Abstract

We reported the results of the modulation of photogenerated electrons transfer and photocatalytic hydrogen evolution behaviors of Pt/TiO2 photocatalyst via controlling surface potential energy on a selectively exposed Pt facet for a highly efficient photocatalytic hydrogen generation from water. By photosensitization using Eosin Y as an antenna molecule, distinct differences in photocatalytic hydrogen evolution performances over Pt/TiO2 with different exposed facets ({100}, {100/111}, and {111}) of Pt under visible light irradiation were observed.
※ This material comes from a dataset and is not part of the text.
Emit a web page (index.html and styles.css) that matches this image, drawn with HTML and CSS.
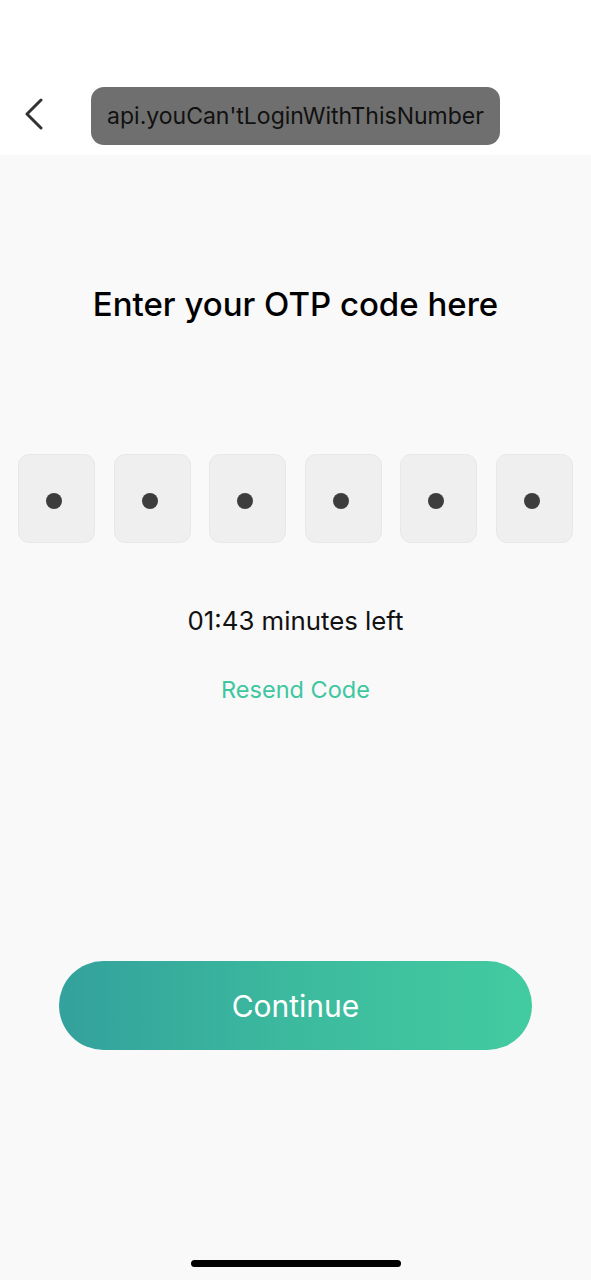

Pt{111}/TiO2 photocatalyst exhibited a much higher photocatalytic hydrogen generation activity than those of Pt{100}/TiO2 and Pt{100/111}/TiO2. As evidenced by photoluminescence spectra, photoelectrochemical characterizations, electrochemical impedance spectra (EIS) measurements, and Mott–Schottky measurements, Pt nanoparticles with exposed {111} facets were more effective in trapping the electrons from the conduction band of TiO2 than that of {100} facets due to their higher Fermi level of {111} facets. In addition, Pt{111}/TiO2 exhibited much lower apparent activation energy for hydrogen generation than those of other samples because the fraction of Pt atoms located on edges and corners on Pt{111} nanoparticles was higher than that on Pt{100} nanoparticles. Therefore, Pt{111}/TiO2 can provide more reaction sites for water reduction. In addition, Pt{111}/TiO2 exhibits much lower apparent activation energy or hydrogen generation than those of other samples because this catalyst can provide more reaction sites for water reduction. The formation of hydrogen via recombination between chemisorbed H atoms is more likely to occur over Pt{111} facets because of the reasonable transition state geometry of chemisorbed H on Pt{111} facets. This study discloses the facet-dependent effect of noble-metal cocatalyst on semiconductors in photocatalytic water reduction and will give an insight into design and synthesis of high-efficient metal/semiconductor hybrid photocatalysts.